Potato prices rose dramatically in 2008, due to partly to weather conditions, along with a drop in the number of acres nationally devoted to growing spuds. The National Agricultural Statistics Service reports that farmers planted about 1 million acres of potatoes last fall, down 8 percent from the previous year.
Cooks could afford little meat, so they made do with meatless recipes like nut hash and black-eyed pea sausage, according to Dining During the Depression. Such meat as there was tended to be cheap cuts.
Two pounds of frankfurters sold for 21 cents in 1933, as advertised by the Fair, a market at State, Adams and Dearborn streets -- and you could get free delivery.
Hot dogs are still cheap -- if you're not fussy about their contents. On a recent shopping trip, the Our Family brand was priced at $2 a pound.
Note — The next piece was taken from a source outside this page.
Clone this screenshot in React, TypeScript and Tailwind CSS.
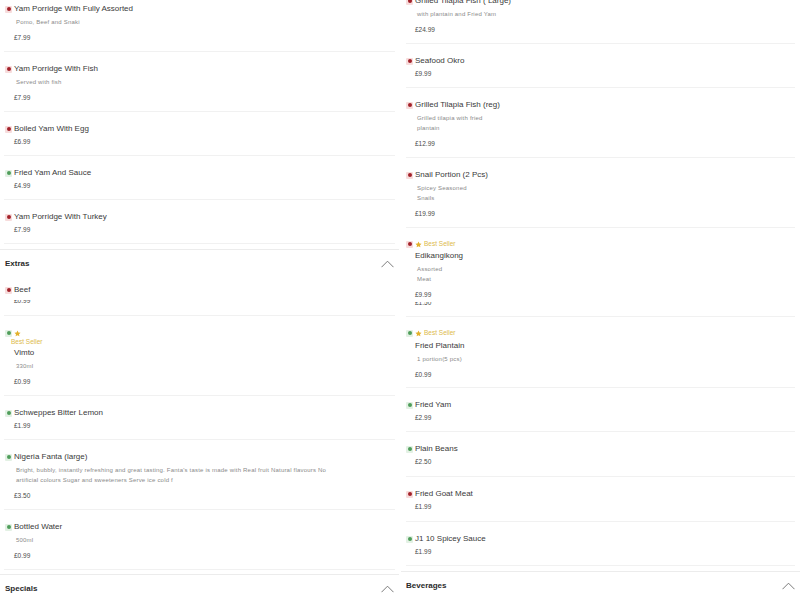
type Item = {
    name: string
    price: string
    veg?: boolean
    desc?: string
    best?: "inline" | "wrap"
    hidden?: string
    tall?: boolean
}

const leftTop: Item[] = [
    { name: "Yam Porridge With Fully Assorted", desc: "Pomo, Beef and Snaki", price: "£7.99" },
    { name: "Yam Porridge With Fish", desc: "Served with fish", price: "£7.99" },
    { name: "Boiled Yam With Egg", price: "£6.99" },
    { name: "Fried Yam And Sauce", price: "£4.99", veg: true },
    { name: "Yam Porridge With Turkey", price: "£7.99" },
]

const extras: Item[] = [
    { name: "Beef", price: "", hidden: "£0.99" },
    { name: "Vimto", desc: "330ml", price: "£0.99", veg: true, best: "wrap" },
    { name: "Schweppes Bitter Lemon", price: "£1.99", veg: true },
    {
        name: "Nigeria Fanta (large)",
        desc: "Bright, bubbly, instantly refreshing and great tasting. Fanta's taste is made with Real fruit Natural flavours No artificial colours Sugar and sweeteners Serve ice cold f",
        price: "£3.50",
        veg: true,
    },
    { name: "Bottled Water", desc: "500ml", price: "£0.99", veg: true },
]

const rightTop: Item[] = [
    { name: "Grilled Tilapia Fish ( Large)", desc: "with plantain and Fried Yam", price: "£24.99" },
    { name: "Seafood Okro", price: "£9.99" },
    { name: "Grilled Tilapia Fish (reg)", desc: "Grilled tilapia with fried\nplantain", price: "£12.99" },
    { name: "Snail Portion (2 Pcs)", desc: "Spicey Seasoned\nSnails", price: "£19.99" },
    { name: "Edikangikong", desc: "Assorted\nMeat", price: "£9.99", best: "inline", hidden: "£1.50", tall: true },
    { name: "Fried Plantain", desc: "1 portion(5 pcs)", price: "£0.99", veg: true, best: "inline" },
    { name: "Fried Yam", price: "£2.99", veg: true },
    { name: "Plain Beans", price: "£2.50", veg: true, tall: true },
    { name: "Fried Goat Meat", price: "£1.99", tall: true },
    { name: "J1 10 Spicey Sauce", price: "£1.99", veg: true },
]

function Dot({ veg }: { veg?: boolean }) {
    return (
        <span className={`w-[7px] h-[7px] shrink-0 rounded-[1px] flex items-center justify-center ${veg ? "bg-[#e3f1e4]" : "bg-[#f7dcdc]"}`}>
            <span className={`w-[4px] h-[4px] rounded-full ${veg ? "bg-[#4f9d5a]" : "bg-[#a3222a]"}`}></span>
        </span>
    )
}

function Star() {
    return (
        <svg width="7" height="7" viewBox="0 0 24 24" className="shrink-0">
            <path d="M12 1.5l3.2 6.9 7.3.8-5.4 5 1.5 7.3L12 17.8l-6.6 3.7 1.5-7.3-5.4-5 7.3-.8z" fill="#e3b12c" />
        </svg>
    )
}

function Chevron() {
    return (
        <svg width="13" height="8" viewBox="0 0 13 8">
            <polyline points="0.5,7.2 6.5,1.2 12.5,7.2" fill="none" stroke="#6b6b6b" strokeWidth="0.9" />
        </svg>
    )
}

function MenuItem({ item, right }: { item: Item; right?: boolean }) {
    const best = item.best
    let pad = "pt-[12px] pb-[8px]"
    if (item.name === "Beef") pad = "pt-[8px] pb-[10px]"
    else if (best === "inline") pad = item.tall ? "pt-[11px] pb-[9px]" : "pt-[11px] pb-[7px]"
    else if (item.tall) pad = "pt-[12px] pb-[9px]"
    return (
        <div className={`border-b border-[#f1f1f1] ${right ? "mx-[5px]" : "mx-[4px] pl-[1px]"} ${pad}`}>
            {best === "inline" && (
                <div className="h-[10px] flex items-center gap-[2px]">
                    <Dot veg={item.veg} />
                    <Star />
                    <span className="text-[6.5px] text-[#dcb94c] leading-[10px]">Best Seller</span>
                </div>
            )}
            {best === "wrap" && (
                <>
                    <div className="h-[10px] flex items-center gap-[2px]">
                        <Dot veg={item.veg} />
                        <Star />
                    </div>
                    <div className="h-[8px] leading-[8px] text-[6.5px] text-[#dcb94c] ml-[6px]">Best Seller</div>
                </>
            )}
            {best ? (
                <div className={`${best === "inline" && !item.tall ? "mt-[3px]" : "mt-[2px]"} h-[10px] leading-[10px] text-[8px] text-[#3a3a3a] pl-[9px]`}>{item.name}</div>
            ) : (
                <div className="h-[10px] flex items-center gap-[2px]">
                    <Dot veg={item.veg} />
                    <span className="leading-[10px] text-[8px] text-[#3a3a3a]">{item.name}</span>
                </div>
            )}
            {item.desc && (
                <div className="mt-[3px] pl-[11px] max-w-[335px] text-[6px] tracking-[0.2px] leading-[10px] text-[#8a8a8a] whitespace-pre-line">
                    {item.desc}
                </div>
            )}
            {item.price && (
                <div className={`${item.desc ? "mt-[6px]" : "mt-[3px]"} pl-[9px] h-[10px] leading-[10px] text-[6.5px] text-[#4a4a4a]`}>{item.price}</div>
            )}
            {item.hidden && (
                <div className={`${item.price ? "mt-[2px]" : "mt-[5px]"} h-[5px] overflow-hidden pl-[9px]`}>
                    <div className="-mt-[4px] h-[10px] leading-[10px] text-[6.5px] text-[#4a4a4a]">{item.hidden}</div>
                </div>
            )}
        </div>
    )
}

function Header({ title }: { title: string }) {
    return (
        <div className="h-[28px] border-t border-[#ececec] px-[5px] flex items-center justify-between">
            <span className="text-[8px] font-semibold text-[#2a2a2a]">{title}</span>
            <Chevron />
        </div>
    )
}

export default function App() {
    return (
        <div className="w-[800px] h-[600px] overflow-hidden bg-white grid grid-cols-2 gap-[2px] items-start" style={{ fontFamily: "'Liberation Sans', Arial, sans-serif" }}>
            <div className="-mt-[8px]">
                <div className="pb-[5px]">
                    {leftTop.map((it) => (
                        <MenuItem key={it.name} item={it} />
                    ))}
                </div>
                <Header title="Extras" />
                <div className="pb-[4px]">
                    {extras.map((it) => (
                        <MenuItem key={it.name} item={it} />
                    ))}
                </div>
                <Header title="Specials" />
            </div>
            <div className="-mt-[16px]">
                <div className="pb-[5px]">
                    {rightTop.map((it) => (
                        <MenuItem key={it.name} item={it} right />
                    ))}
                </div>
                <Header title="Beverages" />
            </div>
        </div>
    )
}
The ingredients include "mechanically separated" chicken, pork, modified food starch, beef, hydrolyzed soy protein and a long list of additives. By contrast, Vienna Beef hot dogs, $7.60 at the same store, contain only beef, flavorings and a couple of routine curing salts.
In the 1930s, chicken was luxury food, as revealed by the ill-fated Republican promise of prosperity during Herbert Hoover's 1928 presidential campaign: "A chicken in every pot."
Leg of veal, then a cheap byproduct of the dairy industry, was only 9 cents. Skewers of veal were nicknamed "city chicken."
In 1934, the Pittsburgh Post-Gazette reported, ready-to cook city chicken skewers sold at two for 15 cents. Recent local prices for veal ranged from about $17 per pound for cutlets to $28 per pound for chops.
Due to factory farming, Great-Grandma's delicacy is now cheap, everyday food. Whole fryers typically sell for less than $2 per pound.
According to the U.S. Department of Agriculture, the average American ate just 10 pounds of chicken per year throughout the '30s; today, we eat more than 61 pounds each annually, much of it in McNuggets and other fast-food meals.
There is one culinary lesson we can take away from the days when the jobless went from door to door asking for food and marking with chalk the houses of generous givers for the next comers, as Mary Owlsley, who spent the early '30s in Oklahoma, recounts.
Quoted in Studs Terkel's 1970 oral history of the Great Depression, "Hard Times," the Uptown resident says, "A lot of times, one family would have some food. They would divide. And everyone would share.
"Even the people who were quite well-to-do, they was ashamed. 'Cause they was eatin', and other people wasn't."
Leah A. Zeldes is a local free-lance writer.